Apple USB Modem
- Also known as: MA034
- Developer: Apple Inc.
- Type: USB modem
- Released: October 12, 2005
- Introductory price: US$49
- Discontinued: September 2009
- Website: support.apple.com/kb/HT3152

= Apple USB Modem =

Data and USB modem by Apple

The Apple USB Modem is a combined 56 kbit/s data modem and 14.4 kbit/s fax external USB modem introduced by Apple Inc. after the internal 56k modem was dropped on the October 12, 2005 iMac G5 revision. While it looks similar, it should not be confused with Apple's optional USB Ethernet Adapter accessory, available for its MacBook Air and MacBook Pro Retina range of laptops since 2008.

==History==
Apple introduced its first true modems in 1984, the Apple Modem 300 & 1200 modems (ITU-T V.21 and V.22). Prior to that they offered a third party Apple-badged comparatively low-tech acoustic coupler. Those were followed by the industry standard 2400/data and combined 9600/fax (ITU-T V.29) AppleFax Modem in 1987. Apple introduced the internal 2400 data/fax modem card for its Macintosh Portable in 1989 as well as released its last external desktop Apple Data Modem 2400. Only standard internal modems were offered during the 1990s through 2005, with the notable exception of Apple's foray into GeoPort passive telephony modems which relied heavily upon the computer's software and processing power rather than dedicated hardware (like Apple's proprietary internal Express Modem). The Apple USB Modem is Apple's first true external modem since the Apple Data Modem 2400 was discontinued in 1992.

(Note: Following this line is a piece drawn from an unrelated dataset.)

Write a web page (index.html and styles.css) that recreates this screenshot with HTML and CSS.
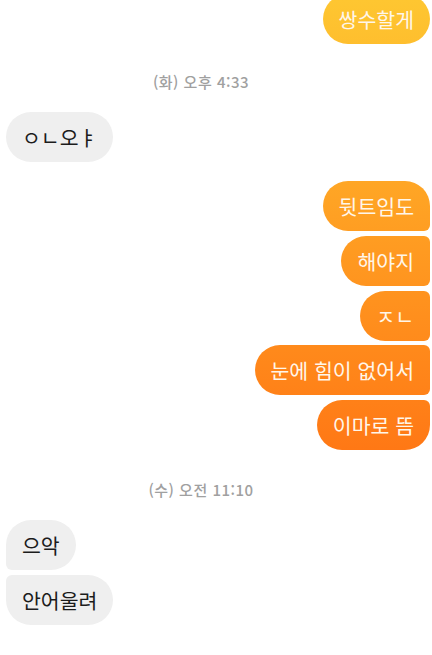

As of September 2009 it is no longer available in the US Apple Store, but it still works (at least for fax) as of Mac OS X version 10.6.2. No officially supported 64-bit driver exists, and as Mac OS X Lion operates by default in 64-bit mode, the USB modem will not function in Lion without workarounds.

==Features==
The Apple USB Modem supports V.92, Caller ID, wake-on-ring, telephone answering (V.253), and modem on hold. The modem is manufactured by Motorola. A device driver for the modem was introduced with Mac OS X version 10.4.3.

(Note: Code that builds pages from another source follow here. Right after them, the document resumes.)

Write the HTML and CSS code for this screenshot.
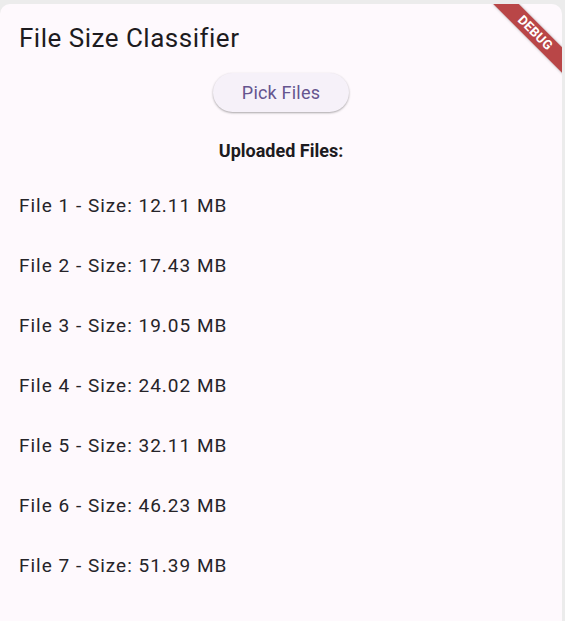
FILE: index.html
```html
<!DOCTYPE html>
<html>
<head>
<meta charset="utf-8">
<link rel="stylesheet" href="styles.css">
</head>
<body>
<div class="panel">
  <header class="appbar"><h1 class="title">File Size Classifier</h1></header>
  <main class="content">
    <button class="pick">Pick Files</button>
    <div class="heading">Uploaded Files:</div>
    <ul class="files">
      <li>File 1 - Size: 12.11 MB</li>
      <li>File 2 - Size: 17.43 MB</li>
      <li>File 3 - Size: 19.05 MB</li>
      <li>File 4 - Size: 24.02 MB</li>
      <li>File 5 - Size: 32.11 MB</li>
      <li>File 6 - Size: 46.23 MB</li>
      <li>File 7 - Size: 51.39 MB</li>
    </ul>
  </main>
  <div class="debug">DEBUG</div>
</div>
</body>
</html>
```
FILE: styles.css
```css
html, body {
  margin: 0;
  padding: 0;
  height: 100%;
}
body {
  background: #ececec;
  font-family: Roboto, "Noto Sans", sans-serif;
  overflow: hidden;
}
.panel {
  position: relative;
  margin: 4px 3px 0 0;
  height: 640px;
  background: #fef9fd;
  border-radius: 10px 10px 0 0;
  overflow: hidden;
}
.appbar {
  height: 64px;
  display: flex;
  align-items: center;
  padding-left: 19px;
  padding-top: 3px;
  box-sizing: border-box;
}
.title {
  margin: 0;
  font-size: 26px;
  font-weight: 400;
  letter-spacing: 0.5px;
  color: #1d1b20;
}
.content {
  display: flex;
  flex-direction: column;
  align-items: center;
}
.pick {
  margin-top: 5px;
  width: 136px;
  height: 39px;
  border: none;
  border-radius: 20px;
  background: #f6f1f9;
  color: #65558f;
  font-family: Roboto, sans-serif;
  font-size: 18px;
  letter-spacing: 0.2px;
  box-shadow: 0 1px 2px rgba(0,0,0,0.25), 0 1px 3px rgba(0,0,0,0.1);
}
.heading {
  margin-top: 28px;
  font-size: 18px;
  font-weight: 700;
  color: #1d1b20;
}
.files {
  list-style: none;
  margin: 14px 0 0 0;
  padding: 0;
  align-self: stretch;
}
.files li {
  height: 60px;
  display: flex;
  align-items: center;
  padding-left: 19px;
  font-size: 19px;
  letter-spacing: 1px;
  color: #262429;
}
.debug {
  position: absolute;
  top: 20px;
  left: 485px;
  width: 100px;
  height: 18px;
  transform: rotate(45deg);
  background: rgba(170, 30, 30, 0.82);
  color: #fff;
  font-size: 13px;
  font-weight: 700;
  line-height: 18px;
  text-align: center;
  letter-spacing: 0.3px;
  box-shadow: 0 0 3px rgba(0,0,0,0.3);
}
```
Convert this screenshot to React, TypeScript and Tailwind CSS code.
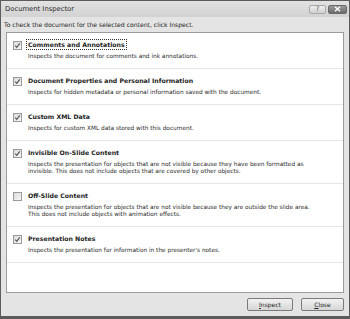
const items = [
  {
    title: 'Comments and Annotations',
    desc: ['Inspects the document for comments and ink annotations.'],
    checked: true,
    focus: true,
  },
  {
    title: 'Document Properties and Personal Information',
    desc: ['Inspects for hidden metadata or personal information saved with the document.'],
    checked: true,
  },
  {
    title: 'Custom XML Data',
    desc: ['Inspects for custom XML data stored with this document.'],
    checked: true,
  },
  {
    title: 'Invisible On-Slide Content',
    desc: [
      'Inspects the presentation for objects that are not visible because they have been formatted as',
      'invisible. This does not include objects that are covered by other objects.',
    ],
    checked: true,
  },
  {
    title: 'Off-Slide Content',
    desc: [
      'Inspects the presentation for objects that are not visible because they are outside the slide area.',
      'This does not include objects with animation effects.',
    ],
    checked: false,
  },
  {
    title: 'Presentation Notes',
    desc: ["Inspects the presentation for information in the presenter's notes."],
    checked: true,
  },
];

function CheckBox({ checked }: { checked: boolean }) {
  return (
    <div className="w-[9px] h-[9px] border border-[#9a9a9a] bg-gradient-to-br from-[#dcdcdc] to-[#f8f8f8] flex items-center justify-center shrink-0">
      {checked && (
        <svg width="7" height="7" viewBox="0 0 7 7">
          <path d="M1.2 3.6 L2.8 5.3 L5.8 1.3" fill="none" stroke="#555" strokeWidth="1.2" />
        </svg>
      )}
    </div>
  );
}

export default function App() {
  return (
    <div
      className="w-[350px] h-[319px] flex flex-col border border-[#5c5c5c] border-b-[3px] bg-[#e4e4e4] text-[#1e1e1e] overflow-hidden"
      style={{ fontFamily: '"DejaVu Sans", Verdana, sans-serif' }}
    >
      {/* Title bar */}
      <div className="h-[16px] flex items-center justify-between pl-[4px] pr-[2px] bg-gradient-to-b from-[#e2e2e2] to-[#d2d2d2] shrink-0">
        <span className="text-[6.8px] leading-[10px] text-[#2a2a2a]">Document Inspector</span>
        <div className="flex items-center gap-[2px]">
          <div className="w-[17px] h-[9px] border border-[#a8a8a8] rounded-[2px] bg-gradient-to-b from-[#efefef] to-[#cfcfcf] flex items-center justify-center text-[7px] leading-none text-[#6a6a6a]">
            ?
          </div>
          <div className="w-[19px] h-[9px] border border-[#6a6a6a] rounded-[2px] bg-gradient-to-b from-[#9a9a9a] to-[#6c6c6c] flex items-center justify-center">
            <svg width="7" height="6" viewBox="0 0 7 6">
              <path d="M1 0.8 L6 5.2 M6 0.8 L1 5.2" stroke="#fff" strokeWidth="1.4" />
            </svg>
          </div>
        </div>
      </div>

      {/* Instruction */}
      <div className="h-[15px] flex items-center px-[3px] text-[6.1px] leading-[8px] shrink-0">
        To check the document for the selected content, click Inspect.
      </div>

      {/* Panel */}
      <div className="mx-[5px] h-[261px] border border-[#9c9c9c] bg-white flex flex-col shrink-0">
        {items.map((item) => (
          <div key={item.title} className="flex gap-[5px] pl-[6px] pt-[6px] pb-[8px] border-b border-[#e6e6e6]">
            <div className="pt-[2px]">
              <CheckBox checked={item.checked} />
            </div>
            <div className="flex flex-col">
              <div className="h-[10px] flex items-center">
                <span
                  className={
                    'text-[6.2px] leading-[9px] font-bold px-[1px] ' +
                    (item.focus ? 'outline outline-1 outline-dotted outline-[#333]' : '')
                  }
                >
                  {item.title}
                </span>
              </div>
              <div className="mt-[4px] pl-[1px] text-[5.8px] leading-[7px] text-[#2a2a2a]">
                {item.desc.map((line) => (
                  <div key={line}>{line}</div>
                ))}
              </div>
            </div>
          </div>
        ))}
      </div>

      {/* Buttons */}
      <div className="flex-1 flex items-center justify-end gap-[8px] pr-[5px]">
        <button className="w-[46px] h-[13px] border border-[#7a7a7a] rounded-[2px] bg-gradient-to-b from-[#f2f2f2] to-[#d6d6d6] text-[6px] leading-none text-[#222]">
          <span className="underline">I</span>nspect
        </button>
        <button className="w-[43px] h-[13px] border border-[#7a7a7a] rounded-[2px] bg-gradient-to-b from-[#f2f2f2] to-[#d6d6d6] text-[6px] leading-none text-[#222]">
          <span className="underline">C</span>lose
        </button>
      </div>
    </div>
  );
}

It retailed for US$49 at the time of its introduction.

Apart from using the Apple USB Modem for Internet dial-up and faxing, it is also being suggested as a low cost line interface (aka FXO interface) for telephony applications, such as for telephone systems (software PBX) and answering machine software.

The highly miniaturized product, about the size of a cigarette lighter and with a 4.6-inch long USB cable, won a RED DOT design award for good design.

==Windows support==

In Windows, the modem identifies itself as "Motorola SM56 USB Data Fax Modem" and a driver was provided via Boot Camp Assistant.